Si se valora la situación desde la perspectiva de la experiencia concreta, con independencia de la normativa jurídica aplicable, pertenece a la naturaleza del lugar abandonado no pertenecer a nadie. El estado de abandono, como categoría política límite, significa un estado de excepción continuado, una suspensión de la propiedad, la legalidad y la moralidad colectivas; un vacío legal y moral, tierra de nadie encerrada entre paredes, ya que en su interior nada de lo que rige en el exterior tiene validez, donde el individuo singular está solo frente a sus actos y decisiones, no tiene instancia ni sujeto posible al que recurrir. Es tal como es sin nada ni nadie que le sirva de coartada. La condición objetiva de no-pertenencia del espacio se corresponde con la situación subjetiva de no-inclusión del singular. Como todo lugar abandonado es inhabitable y deshabitado por esencia, las (in)habitaciones de los sujetos que lo recorren y, sobre todo, de los que buscan refugio temporal, aparecen como un conjunto aparte del propio conjunto que forma el espacio, sin llegar jamás a incluirse, siempre a distancia, al lado sin reducirse uno al otro. Los habitantes del estado de abandono, los singulares que buscan cobijo, un techo para su vida marginal, sólo pueden tener el estatuto de refugiados, desterrados, expatriados, los sin techo, vagabundos, familias sin recursos, adictos o inmigrantes acorralados.
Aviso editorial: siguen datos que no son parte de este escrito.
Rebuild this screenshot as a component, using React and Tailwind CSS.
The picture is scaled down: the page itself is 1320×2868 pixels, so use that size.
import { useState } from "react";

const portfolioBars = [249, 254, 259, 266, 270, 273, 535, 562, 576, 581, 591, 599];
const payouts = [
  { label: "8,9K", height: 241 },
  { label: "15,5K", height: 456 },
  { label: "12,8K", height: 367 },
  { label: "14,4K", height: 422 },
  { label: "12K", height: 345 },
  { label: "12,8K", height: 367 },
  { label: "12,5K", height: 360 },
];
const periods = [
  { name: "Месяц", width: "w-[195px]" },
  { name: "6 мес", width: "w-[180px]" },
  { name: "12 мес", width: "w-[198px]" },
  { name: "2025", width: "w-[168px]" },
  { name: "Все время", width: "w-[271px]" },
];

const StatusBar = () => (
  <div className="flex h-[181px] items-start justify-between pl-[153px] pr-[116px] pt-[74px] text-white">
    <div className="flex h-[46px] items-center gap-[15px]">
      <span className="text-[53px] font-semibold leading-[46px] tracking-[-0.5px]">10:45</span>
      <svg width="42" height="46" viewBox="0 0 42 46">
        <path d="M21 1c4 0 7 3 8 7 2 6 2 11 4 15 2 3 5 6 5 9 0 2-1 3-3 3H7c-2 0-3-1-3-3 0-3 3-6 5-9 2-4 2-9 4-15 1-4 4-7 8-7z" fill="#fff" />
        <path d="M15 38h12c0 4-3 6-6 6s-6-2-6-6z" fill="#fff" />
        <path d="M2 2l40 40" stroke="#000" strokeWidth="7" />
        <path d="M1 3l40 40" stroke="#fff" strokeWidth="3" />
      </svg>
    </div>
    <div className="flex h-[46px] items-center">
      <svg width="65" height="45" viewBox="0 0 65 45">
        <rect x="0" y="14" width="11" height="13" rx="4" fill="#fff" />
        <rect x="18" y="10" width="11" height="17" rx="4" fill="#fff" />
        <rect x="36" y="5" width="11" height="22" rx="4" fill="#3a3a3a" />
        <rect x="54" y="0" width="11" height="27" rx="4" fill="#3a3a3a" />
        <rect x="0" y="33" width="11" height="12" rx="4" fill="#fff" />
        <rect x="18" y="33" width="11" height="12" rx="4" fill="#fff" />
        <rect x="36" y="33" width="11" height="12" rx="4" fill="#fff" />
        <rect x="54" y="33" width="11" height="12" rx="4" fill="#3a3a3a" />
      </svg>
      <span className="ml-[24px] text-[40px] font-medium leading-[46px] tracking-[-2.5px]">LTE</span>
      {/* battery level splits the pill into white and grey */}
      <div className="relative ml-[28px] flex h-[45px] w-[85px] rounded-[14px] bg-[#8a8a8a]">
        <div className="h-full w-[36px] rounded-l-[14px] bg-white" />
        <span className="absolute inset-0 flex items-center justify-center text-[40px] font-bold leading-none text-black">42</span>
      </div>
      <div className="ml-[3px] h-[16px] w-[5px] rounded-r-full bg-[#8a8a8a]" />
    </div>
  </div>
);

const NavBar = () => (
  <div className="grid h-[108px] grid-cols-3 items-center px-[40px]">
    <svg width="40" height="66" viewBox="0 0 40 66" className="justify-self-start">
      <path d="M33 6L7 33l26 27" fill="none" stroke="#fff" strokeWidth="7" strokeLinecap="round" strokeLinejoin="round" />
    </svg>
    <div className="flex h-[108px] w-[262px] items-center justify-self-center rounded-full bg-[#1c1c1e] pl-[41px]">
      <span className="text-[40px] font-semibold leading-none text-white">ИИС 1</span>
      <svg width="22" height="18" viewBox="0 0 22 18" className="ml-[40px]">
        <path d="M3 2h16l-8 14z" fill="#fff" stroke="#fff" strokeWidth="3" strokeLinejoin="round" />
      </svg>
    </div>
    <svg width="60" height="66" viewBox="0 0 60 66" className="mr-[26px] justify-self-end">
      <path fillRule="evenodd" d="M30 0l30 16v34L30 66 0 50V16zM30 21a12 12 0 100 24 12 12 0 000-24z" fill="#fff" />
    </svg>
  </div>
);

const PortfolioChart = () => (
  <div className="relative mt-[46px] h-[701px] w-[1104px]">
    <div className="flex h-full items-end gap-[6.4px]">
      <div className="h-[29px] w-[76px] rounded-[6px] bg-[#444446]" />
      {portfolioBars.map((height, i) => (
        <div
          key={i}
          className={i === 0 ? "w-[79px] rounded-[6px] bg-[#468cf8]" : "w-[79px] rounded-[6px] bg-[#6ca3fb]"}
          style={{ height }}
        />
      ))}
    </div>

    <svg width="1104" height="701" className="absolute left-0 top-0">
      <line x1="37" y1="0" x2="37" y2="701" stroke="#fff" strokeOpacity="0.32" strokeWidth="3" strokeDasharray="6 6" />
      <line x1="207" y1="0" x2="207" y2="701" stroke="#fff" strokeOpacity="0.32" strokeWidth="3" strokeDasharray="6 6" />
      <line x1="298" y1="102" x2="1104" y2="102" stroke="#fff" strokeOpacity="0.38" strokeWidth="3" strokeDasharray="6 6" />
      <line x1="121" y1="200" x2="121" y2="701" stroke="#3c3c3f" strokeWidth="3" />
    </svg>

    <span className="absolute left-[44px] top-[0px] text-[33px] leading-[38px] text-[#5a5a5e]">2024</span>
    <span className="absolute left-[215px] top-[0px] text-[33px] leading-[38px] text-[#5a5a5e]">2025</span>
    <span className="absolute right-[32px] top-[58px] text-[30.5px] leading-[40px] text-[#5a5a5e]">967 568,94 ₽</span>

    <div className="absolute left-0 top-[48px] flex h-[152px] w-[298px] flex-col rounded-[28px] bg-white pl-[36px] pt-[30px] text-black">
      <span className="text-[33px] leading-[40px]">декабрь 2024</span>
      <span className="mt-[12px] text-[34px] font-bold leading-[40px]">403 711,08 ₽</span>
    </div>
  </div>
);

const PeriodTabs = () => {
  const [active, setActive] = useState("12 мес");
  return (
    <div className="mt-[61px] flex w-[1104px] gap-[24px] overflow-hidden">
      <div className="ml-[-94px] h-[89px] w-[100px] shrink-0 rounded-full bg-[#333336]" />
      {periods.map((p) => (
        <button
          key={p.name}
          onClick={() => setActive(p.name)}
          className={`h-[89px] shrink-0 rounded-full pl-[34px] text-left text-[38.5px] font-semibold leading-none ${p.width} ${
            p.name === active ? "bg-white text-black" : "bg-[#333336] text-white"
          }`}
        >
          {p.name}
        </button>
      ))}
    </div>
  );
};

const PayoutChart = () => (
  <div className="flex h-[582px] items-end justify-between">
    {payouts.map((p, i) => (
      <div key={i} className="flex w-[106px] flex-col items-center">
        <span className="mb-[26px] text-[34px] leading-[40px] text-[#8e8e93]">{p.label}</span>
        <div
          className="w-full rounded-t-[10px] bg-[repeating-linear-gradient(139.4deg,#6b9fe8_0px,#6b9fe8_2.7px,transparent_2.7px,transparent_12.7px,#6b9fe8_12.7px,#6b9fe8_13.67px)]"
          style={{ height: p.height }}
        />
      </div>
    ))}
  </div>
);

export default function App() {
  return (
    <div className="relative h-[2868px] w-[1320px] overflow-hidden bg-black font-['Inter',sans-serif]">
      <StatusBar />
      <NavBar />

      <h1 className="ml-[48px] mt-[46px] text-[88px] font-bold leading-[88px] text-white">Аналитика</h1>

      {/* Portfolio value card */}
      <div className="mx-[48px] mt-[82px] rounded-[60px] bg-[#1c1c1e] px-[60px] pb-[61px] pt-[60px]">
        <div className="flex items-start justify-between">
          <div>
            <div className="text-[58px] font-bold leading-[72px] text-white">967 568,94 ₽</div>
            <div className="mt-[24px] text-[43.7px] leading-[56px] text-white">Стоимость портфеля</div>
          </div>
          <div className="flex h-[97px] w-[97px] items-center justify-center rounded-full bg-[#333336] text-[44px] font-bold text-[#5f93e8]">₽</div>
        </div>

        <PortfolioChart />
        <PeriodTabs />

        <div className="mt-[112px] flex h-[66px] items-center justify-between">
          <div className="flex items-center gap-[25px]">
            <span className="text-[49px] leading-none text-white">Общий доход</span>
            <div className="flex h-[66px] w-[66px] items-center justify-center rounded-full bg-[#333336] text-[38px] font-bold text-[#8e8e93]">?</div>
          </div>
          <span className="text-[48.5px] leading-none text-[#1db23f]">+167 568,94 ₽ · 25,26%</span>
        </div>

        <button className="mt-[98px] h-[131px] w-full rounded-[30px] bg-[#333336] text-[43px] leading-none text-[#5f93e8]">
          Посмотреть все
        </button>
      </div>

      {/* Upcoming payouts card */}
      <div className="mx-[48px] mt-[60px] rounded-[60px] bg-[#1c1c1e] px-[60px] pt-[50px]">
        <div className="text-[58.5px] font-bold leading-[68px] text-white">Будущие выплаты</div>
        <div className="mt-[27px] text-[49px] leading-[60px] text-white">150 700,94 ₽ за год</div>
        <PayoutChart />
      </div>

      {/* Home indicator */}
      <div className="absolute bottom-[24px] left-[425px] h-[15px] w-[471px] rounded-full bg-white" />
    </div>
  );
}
Antes bien que motivo de molestia, o lo que es peor, de desprecio, habría que reconocer que soportan una existencia que no podemos ni imaginar, emponzoñada por el sufrimiento, y que se mantendrá siempre tan desconocida como el propio lugar. Rendir tributo al espacio es rendir tributo a los que buscan refugio en él, última esperanza de los que carecen de todo.